Last week he got in a car accident. I woman t-boned him on the drivers side. They had to use the jaws of life to get him out but at the time he was still conscious. He even joked with the paramedics that he "could really go for an anchovie pizza and some beers right about now." At the time, is condition was critical, but it looked like he would pull through, even after slipping into a coma. But on Thursday morning, his MRI showed blood pooling in his brain and he suddenly took a turn for the worst. Thursday evening I went with my sister's to say our goodbyes, as the next day they were going to take him off oxygen, and the chances that he would breath on his own were slim. I don't really know hospital lingo, but when he was admitted to the Shock and Trauma ward, he was scaled at a 12. The day we came to see him he was a 6. I was informed you don't come back from a 6. And if you do, you'll never be the same. 

Let me just say that if there is a list of places I don't ever want to visit again, it would be the Shock and Trauma ward. There is so much sadness and pain there. I know many probably come and go after being admitted, but I know there are some, like Kenny, who never left. I couldn't wrap my brain around the fact that there were so many other rooms occupied; so many other grieving families; so many people clinging to life and hoping to come out fighting. It amazes me, the amount of suffering that goes on around us while we go about our day-to-day.

My aunt said at the hospital that they weren't going to sue the woman that hit him because it wasn't worth ruining two lives. I'm sure that's a hard pill to swallow when you're experiencing grief and want someone to blame. Often times the guilt and regret that we beat ourselves up with, is greater than any punishment that someone could think up. 

I've come away with a greater understanding of two things: First, you never know when your time on this earth is up.
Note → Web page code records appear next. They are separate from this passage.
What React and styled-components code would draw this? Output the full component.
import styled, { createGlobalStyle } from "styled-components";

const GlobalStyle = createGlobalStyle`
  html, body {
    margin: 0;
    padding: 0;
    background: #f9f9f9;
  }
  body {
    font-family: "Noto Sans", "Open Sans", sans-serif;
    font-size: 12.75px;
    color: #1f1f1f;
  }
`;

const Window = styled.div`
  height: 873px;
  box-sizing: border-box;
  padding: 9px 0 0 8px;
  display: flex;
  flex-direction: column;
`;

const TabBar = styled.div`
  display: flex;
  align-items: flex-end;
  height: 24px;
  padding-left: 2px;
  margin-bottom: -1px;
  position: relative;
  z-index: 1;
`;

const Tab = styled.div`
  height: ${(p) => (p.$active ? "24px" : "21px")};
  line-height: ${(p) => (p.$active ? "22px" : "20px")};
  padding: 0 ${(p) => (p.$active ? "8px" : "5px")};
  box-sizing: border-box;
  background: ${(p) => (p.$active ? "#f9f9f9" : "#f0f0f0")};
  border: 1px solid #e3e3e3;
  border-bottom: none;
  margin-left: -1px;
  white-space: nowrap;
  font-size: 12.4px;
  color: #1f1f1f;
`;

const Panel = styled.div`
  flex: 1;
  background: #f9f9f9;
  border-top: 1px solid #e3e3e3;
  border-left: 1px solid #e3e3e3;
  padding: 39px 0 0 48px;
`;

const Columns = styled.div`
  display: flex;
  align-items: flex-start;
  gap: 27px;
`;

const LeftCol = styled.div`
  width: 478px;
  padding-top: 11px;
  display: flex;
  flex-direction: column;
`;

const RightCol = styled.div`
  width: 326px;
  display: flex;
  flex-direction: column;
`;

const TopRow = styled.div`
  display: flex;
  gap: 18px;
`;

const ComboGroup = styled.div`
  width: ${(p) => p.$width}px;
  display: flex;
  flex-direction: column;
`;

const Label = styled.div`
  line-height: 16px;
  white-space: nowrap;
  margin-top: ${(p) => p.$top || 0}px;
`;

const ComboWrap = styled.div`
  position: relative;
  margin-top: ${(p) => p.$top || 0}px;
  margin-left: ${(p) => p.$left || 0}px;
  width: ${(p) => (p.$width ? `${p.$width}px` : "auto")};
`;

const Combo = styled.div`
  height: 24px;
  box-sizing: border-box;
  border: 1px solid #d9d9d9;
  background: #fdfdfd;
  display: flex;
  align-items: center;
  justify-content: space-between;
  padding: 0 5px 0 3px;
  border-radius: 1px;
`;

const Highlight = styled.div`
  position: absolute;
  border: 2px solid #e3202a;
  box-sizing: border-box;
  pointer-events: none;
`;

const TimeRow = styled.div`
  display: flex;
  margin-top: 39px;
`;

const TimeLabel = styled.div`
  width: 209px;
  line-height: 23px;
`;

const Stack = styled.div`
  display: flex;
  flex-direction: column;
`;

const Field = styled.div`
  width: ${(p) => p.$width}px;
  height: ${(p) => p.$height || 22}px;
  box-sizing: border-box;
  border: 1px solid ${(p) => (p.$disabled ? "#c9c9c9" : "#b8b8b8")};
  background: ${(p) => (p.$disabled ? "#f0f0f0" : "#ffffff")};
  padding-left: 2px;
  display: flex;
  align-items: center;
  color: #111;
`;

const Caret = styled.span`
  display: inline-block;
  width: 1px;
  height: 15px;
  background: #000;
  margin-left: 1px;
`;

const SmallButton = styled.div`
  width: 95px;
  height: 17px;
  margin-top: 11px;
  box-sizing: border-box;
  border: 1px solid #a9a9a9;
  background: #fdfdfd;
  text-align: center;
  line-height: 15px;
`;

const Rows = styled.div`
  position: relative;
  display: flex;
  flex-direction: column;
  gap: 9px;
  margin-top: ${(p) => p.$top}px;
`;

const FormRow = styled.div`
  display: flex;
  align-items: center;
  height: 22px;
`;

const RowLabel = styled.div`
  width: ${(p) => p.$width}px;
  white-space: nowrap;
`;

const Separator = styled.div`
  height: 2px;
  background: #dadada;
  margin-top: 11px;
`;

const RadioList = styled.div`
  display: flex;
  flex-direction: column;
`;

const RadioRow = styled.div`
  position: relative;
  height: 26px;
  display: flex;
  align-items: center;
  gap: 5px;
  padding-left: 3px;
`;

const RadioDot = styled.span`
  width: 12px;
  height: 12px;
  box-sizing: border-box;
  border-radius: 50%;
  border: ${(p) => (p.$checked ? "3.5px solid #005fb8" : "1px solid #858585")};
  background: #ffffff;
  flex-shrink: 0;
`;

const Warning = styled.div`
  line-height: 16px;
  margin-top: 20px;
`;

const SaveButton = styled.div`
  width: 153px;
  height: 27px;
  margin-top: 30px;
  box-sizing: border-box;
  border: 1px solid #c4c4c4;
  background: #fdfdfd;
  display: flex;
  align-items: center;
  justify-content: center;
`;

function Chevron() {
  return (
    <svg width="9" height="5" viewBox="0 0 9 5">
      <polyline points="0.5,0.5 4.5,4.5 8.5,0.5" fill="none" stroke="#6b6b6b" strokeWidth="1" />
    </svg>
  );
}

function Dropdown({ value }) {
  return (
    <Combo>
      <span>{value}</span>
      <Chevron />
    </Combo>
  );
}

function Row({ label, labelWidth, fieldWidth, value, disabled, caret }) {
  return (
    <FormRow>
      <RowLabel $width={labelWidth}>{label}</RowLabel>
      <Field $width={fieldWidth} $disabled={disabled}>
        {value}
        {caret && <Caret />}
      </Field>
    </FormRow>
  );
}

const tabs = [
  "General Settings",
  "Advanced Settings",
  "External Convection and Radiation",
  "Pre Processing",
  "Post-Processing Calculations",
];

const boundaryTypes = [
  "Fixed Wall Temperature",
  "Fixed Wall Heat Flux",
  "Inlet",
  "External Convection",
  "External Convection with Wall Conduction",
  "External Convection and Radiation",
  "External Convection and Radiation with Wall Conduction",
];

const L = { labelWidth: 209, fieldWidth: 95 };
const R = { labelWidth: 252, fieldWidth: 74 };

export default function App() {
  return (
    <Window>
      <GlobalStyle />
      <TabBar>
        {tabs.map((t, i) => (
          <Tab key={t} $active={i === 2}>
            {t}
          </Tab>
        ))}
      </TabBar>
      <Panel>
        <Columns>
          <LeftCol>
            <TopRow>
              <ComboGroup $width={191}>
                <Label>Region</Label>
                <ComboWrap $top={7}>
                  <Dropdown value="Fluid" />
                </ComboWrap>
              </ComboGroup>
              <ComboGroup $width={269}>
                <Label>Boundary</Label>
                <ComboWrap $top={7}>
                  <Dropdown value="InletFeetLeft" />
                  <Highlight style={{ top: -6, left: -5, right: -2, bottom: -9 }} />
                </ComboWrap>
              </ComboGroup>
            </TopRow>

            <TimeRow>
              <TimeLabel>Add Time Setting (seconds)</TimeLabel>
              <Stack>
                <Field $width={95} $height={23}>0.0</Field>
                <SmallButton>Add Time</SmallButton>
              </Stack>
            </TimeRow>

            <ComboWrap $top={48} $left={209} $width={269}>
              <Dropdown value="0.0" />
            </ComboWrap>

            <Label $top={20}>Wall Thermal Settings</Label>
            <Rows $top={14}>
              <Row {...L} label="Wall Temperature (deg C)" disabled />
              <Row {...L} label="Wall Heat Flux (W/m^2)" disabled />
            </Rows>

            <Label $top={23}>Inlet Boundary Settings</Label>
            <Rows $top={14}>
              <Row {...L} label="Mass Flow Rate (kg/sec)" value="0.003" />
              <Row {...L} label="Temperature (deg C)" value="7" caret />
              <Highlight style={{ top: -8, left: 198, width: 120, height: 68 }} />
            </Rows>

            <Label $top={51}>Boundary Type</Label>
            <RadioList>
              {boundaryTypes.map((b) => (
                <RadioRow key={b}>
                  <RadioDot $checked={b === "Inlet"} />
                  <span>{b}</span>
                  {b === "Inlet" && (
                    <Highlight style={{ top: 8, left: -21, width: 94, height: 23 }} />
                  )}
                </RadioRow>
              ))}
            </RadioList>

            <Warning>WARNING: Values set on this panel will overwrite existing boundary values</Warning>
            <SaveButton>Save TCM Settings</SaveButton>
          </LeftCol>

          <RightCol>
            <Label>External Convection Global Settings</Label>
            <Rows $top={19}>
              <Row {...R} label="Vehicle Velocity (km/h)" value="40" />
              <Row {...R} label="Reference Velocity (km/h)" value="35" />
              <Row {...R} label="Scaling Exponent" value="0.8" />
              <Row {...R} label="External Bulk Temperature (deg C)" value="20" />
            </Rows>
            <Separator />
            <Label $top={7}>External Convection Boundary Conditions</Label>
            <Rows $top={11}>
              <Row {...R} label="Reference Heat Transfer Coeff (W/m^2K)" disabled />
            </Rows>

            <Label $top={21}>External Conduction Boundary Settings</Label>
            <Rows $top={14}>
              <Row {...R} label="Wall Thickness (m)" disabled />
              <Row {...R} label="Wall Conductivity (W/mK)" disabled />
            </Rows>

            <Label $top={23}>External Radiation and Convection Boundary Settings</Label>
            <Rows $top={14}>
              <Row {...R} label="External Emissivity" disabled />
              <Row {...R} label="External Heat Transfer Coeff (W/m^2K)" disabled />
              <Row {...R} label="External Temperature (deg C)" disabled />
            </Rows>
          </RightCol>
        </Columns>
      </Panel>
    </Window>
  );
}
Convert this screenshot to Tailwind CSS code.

It seems like you have a life time to get around to something, fulfill a dream, or apologize to so-and-so, but in reality, that's a risk we don't know will pay off. Second, I now have a better understanding of the responsibility I'm taking on when I get inside my car every morning. Driving has become second nature to many of us, and is just another part of the day, but we often times don't stop to realize how many lives have been carelessly take due to negligence.

Kenny... I know you're smiling down on all of us with an anchovie pizza in hand, and I hope you save one for me (sans anchovies of course)!.